Data provided -
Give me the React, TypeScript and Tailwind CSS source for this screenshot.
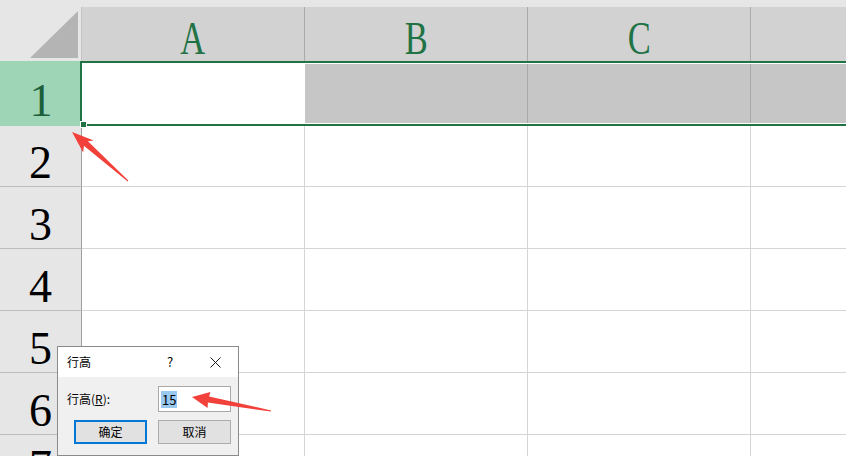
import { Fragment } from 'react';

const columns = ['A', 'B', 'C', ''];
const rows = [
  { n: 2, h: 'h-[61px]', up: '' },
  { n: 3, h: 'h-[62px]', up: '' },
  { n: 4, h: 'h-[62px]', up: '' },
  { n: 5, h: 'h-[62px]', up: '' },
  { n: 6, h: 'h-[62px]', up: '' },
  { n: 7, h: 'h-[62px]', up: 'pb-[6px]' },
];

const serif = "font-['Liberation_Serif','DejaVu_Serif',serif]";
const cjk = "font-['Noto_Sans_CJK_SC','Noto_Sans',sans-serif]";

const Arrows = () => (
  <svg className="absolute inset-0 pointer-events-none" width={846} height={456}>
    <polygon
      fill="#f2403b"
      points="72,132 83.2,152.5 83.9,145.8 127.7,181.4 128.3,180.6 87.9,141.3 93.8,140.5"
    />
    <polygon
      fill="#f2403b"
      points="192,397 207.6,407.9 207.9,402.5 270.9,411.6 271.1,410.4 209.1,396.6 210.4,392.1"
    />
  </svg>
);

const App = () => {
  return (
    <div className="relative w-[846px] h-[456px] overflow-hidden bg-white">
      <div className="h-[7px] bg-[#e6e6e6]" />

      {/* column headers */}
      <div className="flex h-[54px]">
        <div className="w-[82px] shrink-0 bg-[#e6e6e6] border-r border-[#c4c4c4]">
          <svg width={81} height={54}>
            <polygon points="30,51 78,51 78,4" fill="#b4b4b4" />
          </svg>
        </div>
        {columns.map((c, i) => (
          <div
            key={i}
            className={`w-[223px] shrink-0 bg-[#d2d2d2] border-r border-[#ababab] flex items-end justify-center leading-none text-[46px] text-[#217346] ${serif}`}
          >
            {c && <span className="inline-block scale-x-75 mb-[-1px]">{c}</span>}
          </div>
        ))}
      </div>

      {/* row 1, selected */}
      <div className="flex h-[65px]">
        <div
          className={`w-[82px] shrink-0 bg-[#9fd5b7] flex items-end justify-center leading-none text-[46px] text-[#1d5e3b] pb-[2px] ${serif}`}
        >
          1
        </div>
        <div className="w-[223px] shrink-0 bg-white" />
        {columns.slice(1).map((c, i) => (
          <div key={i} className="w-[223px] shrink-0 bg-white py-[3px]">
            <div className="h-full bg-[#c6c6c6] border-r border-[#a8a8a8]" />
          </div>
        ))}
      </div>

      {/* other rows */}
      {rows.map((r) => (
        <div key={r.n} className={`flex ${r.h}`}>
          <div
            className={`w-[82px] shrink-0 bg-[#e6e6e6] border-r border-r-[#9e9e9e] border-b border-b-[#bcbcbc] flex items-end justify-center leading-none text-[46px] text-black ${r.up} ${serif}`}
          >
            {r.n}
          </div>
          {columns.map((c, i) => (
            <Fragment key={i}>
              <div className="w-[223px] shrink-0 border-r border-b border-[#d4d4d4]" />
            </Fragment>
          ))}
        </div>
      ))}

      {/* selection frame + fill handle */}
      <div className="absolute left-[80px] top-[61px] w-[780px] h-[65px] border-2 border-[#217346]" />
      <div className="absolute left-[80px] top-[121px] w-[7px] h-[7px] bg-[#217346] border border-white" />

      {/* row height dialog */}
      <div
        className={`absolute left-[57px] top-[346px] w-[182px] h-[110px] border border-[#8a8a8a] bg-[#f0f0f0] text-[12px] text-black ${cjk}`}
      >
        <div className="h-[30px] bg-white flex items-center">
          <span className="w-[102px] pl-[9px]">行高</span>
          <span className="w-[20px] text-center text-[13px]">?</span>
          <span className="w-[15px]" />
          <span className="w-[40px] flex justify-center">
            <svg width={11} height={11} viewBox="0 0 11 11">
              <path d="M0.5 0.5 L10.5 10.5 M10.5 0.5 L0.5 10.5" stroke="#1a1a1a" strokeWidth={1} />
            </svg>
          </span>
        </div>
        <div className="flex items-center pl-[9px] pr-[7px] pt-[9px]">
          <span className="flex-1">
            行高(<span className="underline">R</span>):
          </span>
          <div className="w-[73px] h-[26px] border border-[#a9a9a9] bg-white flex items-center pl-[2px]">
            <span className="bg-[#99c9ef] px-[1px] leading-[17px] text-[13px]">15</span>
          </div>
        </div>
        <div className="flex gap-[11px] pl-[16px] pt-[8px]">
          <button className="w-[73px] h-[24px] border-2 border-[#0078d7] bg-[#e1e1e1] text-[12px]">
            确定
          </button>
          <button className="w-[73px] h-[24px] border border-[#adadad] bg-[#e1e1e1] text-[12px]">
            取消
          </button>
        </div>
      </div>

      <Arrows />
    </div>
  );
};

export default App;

Given request -
Extract all the data above exactly, excluding every picture.

Exercise answer -
Give me the React, TypeScript and Tailwind CSS source for this screenshot.
import { Fragment } from 'react';

const columns = ['A', 'B', 'C', ''];
const rows = [
  { n: 2, h: 'h-[61px]', up: '' },
  { n: 3, h: 'h-[62px]', up: '' },
  { n: 4, h: 'h-[62px]', up: '' },
  { n: 5, h: 'h-[62px]', up: '' },
  { n: 6, h: 'h-[62px]', up: '' },
  { n: 7, h: 'h-[62px]', up: 'pb-[6px]' },
];

const serif = "font-['Liberation_Serif','DejaVu_Serif',serif]";
const cjk = "font-['Noto_Sans_CJK_SC','Noto_Sans',sans-serif]";

const Arrows = () => (
  <svg className="absolute inset-0 pointer-events-none" width={846} height={456}>
    <polygon
      fill="#f2403b"
      points="72,132 83.2,152.5 83.9,145.8 127.7,181.4 128.3,180.6 87.9,141.3 93.8,140.5"
    />
    <polygon
      fill="#f2403b"
      points="192,397 207.6,407.9 207.9,402.5 270.9,411.6 271.1,410.4 209.1,396.6 210.4,392.1"
    />
  </svg>
);

const App = () => {
  return (
    <div className="relative w-[846px] h-[456px] overflow-hidden bg-white">
      <div className="h-[7px] bg-[#e6e6e6]" />

      {/* column headers */}
      <div className="flex h-[54px]">
        <div className="w-[82px] shrink-0 bg-[#e6e6e6] border-r border-[#c4c4c4]">
          <svg width={81} height={54}>
            <polygon points="30,51 78,51 78,4" fill="#b4b4b4" />
          </svg>
        </div>
        {columns.map((c, i) => (
          <div
            key={i}
            className={`w-[223px] shrink-0 bg-[#d2d2d2] border-r border-[#ababab] flex items-end justify-center leading-none text-[46px] text-[#217346] ${serif}`}
          >
            {c && <span className="inline-block scale-x-75 mb-[-1px]">{c}</span>}
          </div>
        ))}
      </div>

      {/* row 1, selected */}
      <div className="flex h-[65px]">
        <div
          className={`w-[82px] shrink-0 bg-[#9fd5b7] flex items-end justify-center leading-none text-[46px] text-[#1d5e3b] pb-[2px] ${serif}`}
        >
          1
        </div>
        <div className="w-[223px] shrink-0 bg-white" />
        {columns.slice(1).map((c, i) => (
          <div key={i} className="w-[223px] shrink-0 bg-white py-[3px]">
            <div className="h-full bg-[#c6c6c6] border-r border-[#a8a8a8]" />
          </div>
        ))}
      </div>

      {/* other rows */}
      {rows.map((r) => (
        <div key={r.n} className={`flex ${r.h}`}>
          <div
            className={`w-[82px] shrink-0 bg-[#e6e6e6] border-r border-r-[#9e9e9e] border-b border-b-[#bcbcbc] flex items-end justify-center leading-none text-[46px] text-black ${r.up} ${serif}`}
          >
            {r.n}
          </div>
          {columns.map((c, i) => (
            <Fragment key={i}>
              <div className="w-[223px] shrink-0 border-r border-b border-[#d4d4d4]" />
            </Fragment>
          ))}
        </div>
      ))}

      {/* selection frame + fill handle */}
      <div className="absolute left-[80px] top-[61px] w-[780px] h-[65px] border-2 border-[#217346]" />
      <div className="absolute left-[80px] top-[121px] w-[7px] h-[7px] bg-[#217346] border border-white" />

      {/* row height dialog */}
      <div
        className={`absolute left-[57px] top-[346px] w-[182px] h-[110px] border border-[#8a8a8a] bg-[#f0f0f0] text-[12px] text-black ${cjk}`}
      >
        <div className="h-[30px] bg-white flex items-center">
          <span className="w-[102px] pl-[9px]">行高</span>
          <span className="w-[20px] text-center text-[13px]">?</span>
          <span className="w-[15px]" />
          <span className="w-[40px] flex justify-center">
            <svg width={11} height={11} viewBox="0 0 11 11">
              <path d="M0.5 0.5 L10.5 10.5 M10.5 0.5 L0.5 10.5" stroke="#1a1a1a" strokeWidth={1} />
            </svg>
          </span>
        </div>
        <div className="flex items-center pl-[9px] pr-[7px] pt-[9px]">
          <span className="flex-1">
            行高(<span className="underline">R</span>):
          </span>
          <div className="w-[73px] h-[26px] border border-[#a9a9a9] bg-white flex items-center pl-[2px]">
            <span className="bg-[#99c9ef] px-[1px] leading-[17px] text-[13px]">15</span>
          </div>
        </div>
        <div className="flex gap-[11px] pl-[16px] pt-[8px]">
          <button className="w-[73px] h-[24px] border-2 border-[#0078d7] bg-[#e1e1e1] text-[12px]">
            确定
          </button>
          <button className="w-[73px] h-[24px] border border-[#adadad] bg-[#e1e1e1] text-[12px]">
            取消
          </button>
        </div>
      </div>

      <Arrows />
    </div>
  );
};

export default App;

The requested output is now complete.